──────── ROWS

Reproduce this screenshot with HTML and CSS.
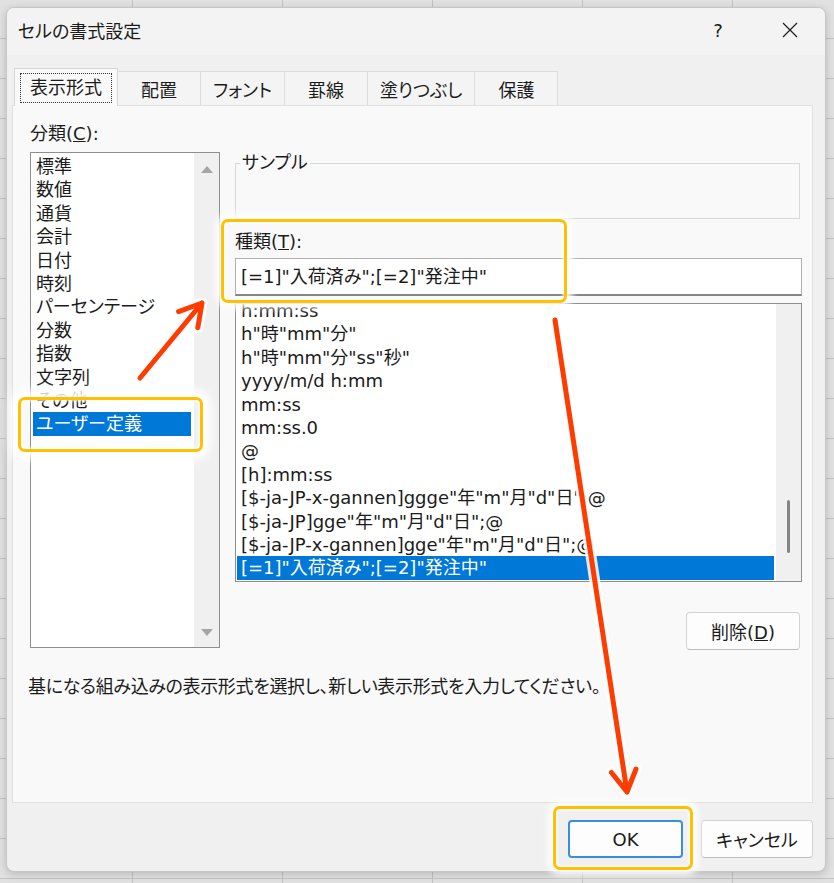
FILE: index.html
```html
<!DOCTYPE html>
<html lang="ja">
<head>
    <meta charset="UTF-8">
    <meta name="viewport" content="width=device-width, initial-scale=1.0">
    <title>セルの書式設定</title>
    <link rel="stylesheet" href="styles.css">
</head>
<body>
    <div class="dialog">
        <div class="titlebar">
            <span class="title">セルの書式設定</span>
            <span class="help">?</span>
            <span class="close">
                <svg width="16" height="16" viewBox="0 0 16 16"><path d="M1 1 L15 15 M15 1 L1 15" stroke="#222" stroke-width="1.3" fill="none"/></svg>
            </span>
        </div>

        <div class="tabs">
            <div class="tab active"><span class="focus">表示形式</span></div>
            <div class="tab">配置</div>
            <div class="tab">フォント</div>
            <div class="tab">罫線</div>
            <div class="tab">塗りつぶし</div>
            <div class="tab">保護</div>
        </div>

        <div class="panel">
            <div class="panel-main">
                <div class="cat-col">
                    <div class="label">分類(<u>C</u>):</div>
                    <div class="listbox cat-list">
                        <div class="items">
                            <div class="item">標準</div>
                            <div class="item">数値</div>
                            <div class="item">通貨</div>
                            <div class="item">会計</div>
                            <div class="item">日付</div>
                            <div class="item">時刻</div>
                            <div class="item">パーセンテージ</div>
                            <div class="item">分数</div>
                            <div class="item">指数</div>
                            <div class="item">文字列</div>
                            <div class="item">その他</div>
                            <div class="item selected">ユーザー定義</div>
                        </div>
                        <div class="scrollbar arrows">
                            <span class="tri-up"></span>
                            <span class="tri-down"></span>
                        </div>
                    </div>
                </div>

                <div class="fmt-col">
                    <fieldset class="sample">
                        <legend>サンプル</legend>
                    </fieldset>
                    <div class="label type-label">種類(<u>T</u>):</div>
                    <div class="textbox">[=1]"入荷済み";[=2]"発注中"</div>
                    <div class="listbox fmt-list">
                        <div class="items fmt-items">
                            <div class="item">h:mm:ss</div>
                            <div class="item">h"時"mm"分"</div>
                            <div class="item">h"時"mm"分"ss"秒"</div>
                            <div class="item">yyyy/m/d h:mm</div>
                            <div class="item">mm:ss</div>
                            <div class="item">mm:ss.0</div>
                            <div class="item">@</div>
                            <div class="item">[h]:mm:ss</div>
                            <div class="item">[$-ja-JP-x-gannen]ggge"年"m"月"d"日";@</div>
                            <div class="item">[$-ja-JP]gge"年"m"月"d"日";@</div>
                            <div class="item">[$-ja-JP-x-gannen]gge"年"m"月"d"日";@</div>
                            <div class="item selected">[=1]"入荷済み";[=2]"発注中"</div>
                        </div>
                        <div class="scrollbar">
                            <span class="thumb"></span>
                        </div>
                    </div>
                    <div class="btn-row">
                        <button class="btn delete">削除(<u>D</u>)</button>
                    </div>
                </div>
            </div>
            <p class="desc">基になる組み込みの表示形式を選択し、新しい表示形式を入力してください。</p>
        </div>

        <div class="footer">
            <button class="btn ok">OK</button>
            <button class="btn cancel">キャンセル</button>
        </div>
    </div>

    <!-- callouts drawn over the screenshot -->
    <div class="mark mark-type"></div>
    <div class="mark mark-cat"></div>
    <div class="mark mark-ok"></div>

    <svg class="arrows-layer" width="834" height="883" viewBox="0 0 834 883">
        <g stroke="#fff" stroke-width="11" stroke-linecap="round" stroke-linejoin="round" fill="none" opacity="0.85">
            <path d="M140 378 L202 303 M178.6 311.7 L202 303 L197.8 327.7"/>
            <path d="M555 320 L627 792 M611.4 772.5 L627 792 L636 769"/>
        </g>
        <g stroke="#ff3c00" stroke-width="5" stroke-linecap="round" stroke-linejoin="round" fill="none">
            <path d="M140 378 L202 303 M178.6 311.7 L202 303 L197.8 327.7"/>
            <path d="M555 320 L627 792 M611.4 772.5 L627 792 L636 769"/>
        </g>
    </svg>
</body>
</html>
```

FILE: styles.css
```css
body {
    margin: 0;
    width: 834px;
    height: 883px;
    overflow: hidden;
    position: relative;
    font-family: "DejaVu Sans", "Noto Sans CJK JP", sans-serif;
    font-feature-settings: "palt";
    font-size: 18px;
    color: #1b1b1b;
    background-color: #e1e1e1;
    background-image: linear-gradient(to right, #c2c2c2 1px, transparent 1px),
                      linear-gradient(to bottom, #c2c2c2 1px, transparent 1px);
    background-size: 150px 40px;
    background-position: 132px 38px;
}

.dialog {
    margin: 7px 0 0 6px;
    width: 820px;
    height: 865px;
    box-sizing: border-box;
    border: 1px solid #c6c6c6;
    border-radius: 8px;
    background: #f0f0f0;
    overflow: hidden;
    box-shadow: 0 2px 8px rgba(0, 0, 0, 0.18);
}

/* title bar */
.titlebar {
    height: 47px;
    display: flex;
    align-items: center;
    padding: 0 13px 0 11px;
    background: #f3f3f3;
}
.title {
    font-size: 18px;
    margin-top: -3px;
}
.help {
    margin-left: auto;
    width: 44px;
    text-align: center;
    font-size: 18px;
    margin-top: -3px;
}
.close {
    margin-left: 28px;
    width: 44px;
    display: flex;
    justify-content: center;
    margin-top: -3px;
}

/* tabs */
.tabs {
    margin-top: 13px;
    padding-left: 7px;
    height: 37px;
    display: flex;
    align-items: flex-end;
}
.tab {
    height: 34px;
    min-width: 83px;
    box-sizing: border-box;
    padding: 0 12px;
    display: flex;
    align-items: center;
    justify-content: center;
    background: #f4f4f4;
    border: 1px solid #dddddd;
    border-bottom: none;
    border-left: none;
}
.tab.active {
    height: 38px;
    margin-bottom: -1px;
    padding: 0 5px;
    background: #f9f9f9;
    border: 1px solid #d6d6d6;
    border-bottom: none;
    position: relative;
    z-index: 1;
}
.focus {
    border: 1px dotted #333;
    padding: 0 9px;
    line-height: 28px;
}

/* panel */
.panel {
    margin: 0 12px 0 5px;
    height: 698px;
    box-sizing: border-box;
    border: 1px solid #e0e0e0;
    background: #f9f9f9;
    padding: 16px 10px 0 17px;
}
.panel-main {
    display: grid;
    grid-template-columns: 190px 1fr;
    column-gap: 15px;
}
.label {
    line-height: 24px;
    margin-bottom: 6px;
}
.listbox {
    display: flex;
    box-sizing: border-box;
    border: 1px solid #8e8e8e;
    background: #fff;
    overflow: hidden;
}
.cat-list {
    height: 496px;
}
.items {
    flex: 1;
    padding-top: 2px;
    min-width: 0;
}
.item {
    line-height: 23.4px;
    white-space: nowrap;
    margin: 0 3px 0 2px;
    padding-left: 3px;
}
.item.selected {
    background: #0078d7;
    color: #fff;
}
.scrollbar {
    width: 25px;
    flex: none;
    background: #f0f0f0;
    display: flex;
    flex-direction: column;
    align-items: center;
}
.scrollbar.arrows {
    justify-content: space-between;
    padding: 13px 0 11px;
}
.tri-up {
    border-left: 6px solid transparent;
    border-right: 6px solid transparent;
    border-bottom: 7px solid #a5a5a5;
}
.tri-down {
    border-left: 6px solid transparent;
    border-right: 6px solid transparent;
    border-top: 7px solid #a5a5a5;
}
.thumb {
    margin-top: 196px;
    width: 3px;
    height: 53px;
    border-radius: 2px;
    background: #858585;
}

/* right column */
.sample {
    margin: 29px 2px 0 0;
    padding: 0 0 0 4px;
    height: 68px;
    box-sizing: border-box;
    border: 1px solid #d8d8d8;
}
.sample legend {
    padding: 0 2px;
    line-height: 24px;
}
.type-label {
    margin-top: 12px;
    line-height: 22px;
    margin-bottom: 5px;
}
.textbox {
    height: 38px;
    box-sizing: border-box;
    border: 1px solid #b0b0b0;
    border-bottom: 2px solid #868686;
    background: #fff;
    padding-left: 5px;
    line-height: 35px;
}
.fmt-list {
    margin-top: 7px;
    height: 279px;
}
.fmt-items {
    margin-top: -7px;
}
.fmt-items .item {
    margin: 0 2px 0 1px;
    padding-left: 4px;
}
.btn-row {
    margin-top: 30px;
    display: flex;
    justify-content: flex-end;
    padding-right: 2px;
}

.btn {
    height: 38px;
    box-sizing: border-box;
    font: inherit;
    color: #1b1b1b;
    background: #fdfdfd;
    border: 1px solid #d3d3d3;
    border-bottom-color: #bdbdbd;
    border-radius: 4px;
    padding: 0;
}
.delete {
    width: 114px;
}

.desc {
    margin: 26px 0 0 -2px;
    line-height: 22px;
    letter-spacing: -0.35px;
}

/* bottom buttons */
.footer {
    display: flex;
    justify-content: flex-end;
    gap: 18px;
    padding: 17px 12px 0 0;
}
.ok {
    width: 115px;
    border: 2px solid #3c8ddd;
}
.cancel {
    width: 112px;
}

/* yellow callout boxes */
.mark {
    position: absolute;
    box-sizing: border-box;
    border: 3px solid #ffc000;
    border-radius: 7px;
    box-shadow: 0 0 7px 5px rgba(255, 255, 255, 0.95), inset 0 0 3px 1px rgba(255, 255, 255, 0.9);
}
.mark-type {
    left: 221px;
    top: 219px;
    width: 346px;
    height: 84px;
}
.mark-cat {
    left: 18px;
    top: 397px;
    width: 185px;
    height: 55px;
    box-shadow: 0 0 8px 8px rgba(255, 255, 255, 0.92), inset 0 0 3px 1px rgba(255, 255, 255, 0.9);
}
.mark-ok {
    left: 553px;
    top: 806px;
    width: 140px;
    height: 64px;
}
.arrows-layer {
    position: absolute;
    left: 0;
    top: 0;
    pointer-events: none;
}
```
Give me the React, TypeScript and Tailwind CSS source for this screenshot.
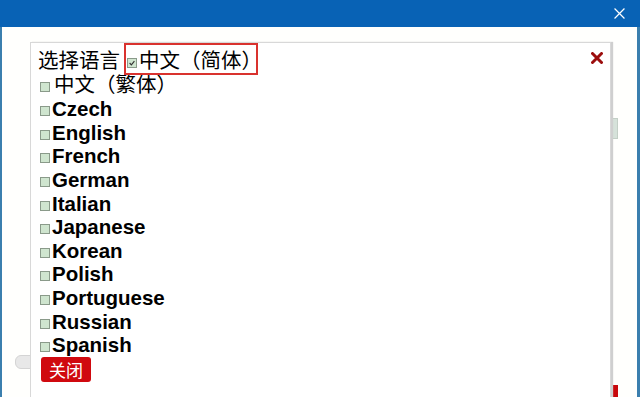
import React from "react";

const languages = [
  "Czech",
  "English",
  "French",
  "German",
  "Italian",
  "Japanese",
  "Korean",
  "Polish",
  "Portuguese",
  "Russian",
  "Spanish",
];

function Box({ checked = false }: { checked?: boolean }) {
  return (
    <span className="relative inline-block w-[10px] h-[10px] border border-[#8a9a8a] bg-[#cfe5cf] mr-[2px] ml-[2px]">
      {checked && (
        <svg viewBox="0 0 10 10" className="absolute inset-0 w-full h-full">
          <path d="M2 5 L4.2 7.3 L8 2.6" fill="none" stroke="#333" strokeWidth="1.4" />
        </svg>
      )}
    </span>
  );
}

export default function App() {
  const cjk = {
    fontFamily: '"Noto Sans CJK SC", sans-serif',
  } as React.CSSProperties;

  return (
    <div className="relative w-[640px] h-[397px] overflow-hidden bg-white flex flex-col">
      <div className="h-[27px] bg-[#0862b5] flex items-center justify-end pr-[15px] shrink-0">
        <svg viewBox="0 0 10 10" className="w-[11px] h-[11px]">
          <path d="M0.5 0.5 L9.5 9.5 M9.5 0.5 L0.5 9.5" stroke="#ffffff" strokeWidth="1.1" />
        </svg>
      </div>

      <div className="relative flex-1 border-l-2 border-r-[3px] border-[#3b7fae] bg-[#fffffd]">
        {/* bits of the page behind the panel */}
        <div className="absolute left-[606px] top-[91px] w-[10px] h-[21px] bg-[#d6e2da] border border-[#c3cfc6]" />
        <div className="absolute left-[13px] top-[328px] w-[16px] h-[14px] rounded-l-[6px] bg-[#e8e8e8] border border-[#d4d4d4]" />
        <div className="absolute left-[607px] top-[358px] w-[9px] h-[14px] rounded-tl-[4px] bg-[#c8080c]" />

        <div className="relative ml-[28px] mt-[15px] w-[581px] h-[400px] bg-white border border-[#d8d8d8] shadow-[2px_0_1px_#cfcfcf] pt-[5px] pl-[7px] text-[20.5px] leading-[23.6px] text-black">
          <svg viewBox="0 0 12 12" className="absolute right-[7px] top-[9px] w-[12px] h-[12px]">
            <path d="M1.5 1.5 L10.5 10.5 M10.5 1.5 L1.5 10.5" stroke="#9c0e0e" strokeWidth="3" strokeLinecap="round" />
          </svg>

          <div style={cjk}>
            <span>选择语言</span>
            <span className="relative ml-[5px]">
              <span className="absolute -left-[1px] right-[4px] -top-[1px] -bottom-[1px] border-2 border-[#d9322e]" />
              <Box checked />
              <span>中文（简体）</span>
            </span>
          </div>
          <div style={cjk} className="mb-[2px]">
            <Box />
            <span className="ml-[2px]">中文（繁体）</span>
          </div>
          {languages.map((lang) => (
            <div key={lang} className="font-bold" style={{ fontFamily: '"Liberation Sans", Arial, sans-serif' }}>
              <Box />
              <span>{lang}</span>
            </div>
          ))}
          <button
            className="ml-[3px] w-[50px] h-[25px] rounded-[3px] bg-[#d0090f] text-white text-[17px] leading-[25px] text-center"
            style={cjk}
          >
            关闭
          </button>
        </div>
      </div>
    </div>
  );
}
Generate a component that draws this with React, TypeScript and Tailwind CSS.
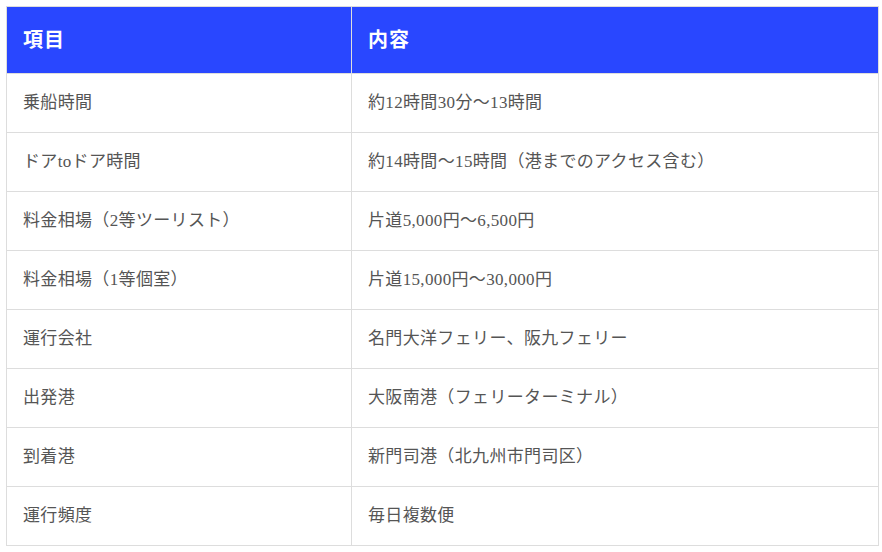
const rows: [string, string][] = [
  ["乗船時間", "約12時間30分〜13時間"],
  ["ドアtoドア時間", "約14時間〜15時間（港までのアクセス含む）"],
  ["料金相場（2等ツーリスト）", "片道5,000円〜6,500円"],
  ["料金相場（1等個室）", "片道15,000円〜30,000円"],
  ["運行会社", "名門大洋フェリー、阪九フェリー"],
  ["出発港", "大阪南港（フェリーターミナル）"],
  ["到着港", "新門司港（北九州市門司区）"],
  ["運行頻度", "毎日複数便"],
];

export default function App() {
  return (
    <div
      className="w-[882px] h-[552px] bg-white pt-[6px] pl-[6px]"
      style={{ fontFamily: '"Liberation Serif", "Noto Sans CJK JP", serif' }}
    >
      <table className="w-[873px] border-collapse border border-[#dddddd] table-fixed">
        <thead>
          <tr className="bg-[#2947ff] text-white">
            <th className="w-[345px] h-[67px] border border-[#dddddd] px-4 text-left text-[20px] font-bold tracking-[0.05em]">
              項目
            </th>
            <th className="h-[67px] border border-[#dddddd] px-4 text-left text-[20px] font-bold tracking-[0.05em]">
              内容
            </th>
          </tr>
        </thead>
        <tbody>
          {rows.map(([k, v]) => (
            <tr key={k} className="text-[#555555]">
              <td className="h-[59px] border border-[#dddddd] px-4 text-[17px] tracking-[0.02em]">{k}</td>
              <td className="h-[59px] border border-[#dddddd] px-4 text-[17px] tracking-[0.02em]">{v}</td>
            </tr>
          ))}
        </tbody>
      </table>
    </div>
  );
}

────────────────

— EXERCISE BRIEF —
Word for word, restate the lines from the one containing "Generate a component" through the end of the listing, and nothing more. Skip the pictures.

— SOLUTION FOR THIS TASK —
Generate a component that draws this with React, TypeScript and Tailwind CSS.
const rows: [string, string][] = [
  ["乗船時間", "約12時間30分〜13時間"],
  ["ドアtoドア時間", "約14時間〜15時間（港までのアクセス含む）"],
  ["料金相場（2等ツーリスト）", "片道5,000円〜6,500円"],
  ["料金相場（1等個室）", "片道15,000円〜30,000円"],
  ["運行会社", "名門大洋フェリー、阪九フェリー"],
  ["出発港", "大阪南港（フェリーターミナル）"],
  ["到着港", "新門司港（北九州市門司区）"],
  ["運行頻度", "毎日複数便"],
];

export default function App() {
  return (
    <div
      className="w-[882px] h-[552px] bg-white pt-[6px] pl-[6px]"
      style={{ fontFamily: '"Liberation Serif", "Noto Sans CJK JP", serif' }}
    >
      <table className="w-[873px] border-collapse border border-[#dddddd] table-fixed">
        <thead>
          <tr className="bg-[#2947ff] text-white">
            <th className="w-[345px] h-[67px] border border-[#dddddd] px-4 text-left text-[20px] font-bold tracking-[0.05em]">
              項目
            </th>
            <th className="h-[67px] border border-[#dddddd] px-4 text-left text-[20px] font-bold tracking-[0.05em]">
              内容
            </th>
          </tr>
        </thead>
        <tbody>
          {rows.map(([k, v]) => (
            <tr key={k} className="text-[#555555]">
              <td className="h-[59px] border border-[#dddddd] px-4 text-[17px] tracking-[0.02em]">{k}</td>
              <td className="h-[59px] border border-[#dddddd] px-4 text-[17px] tracking-[0.02em]">{v}</td>
            </tr>
          ))}
        </tbody>
      </table>
    </div>
  );
}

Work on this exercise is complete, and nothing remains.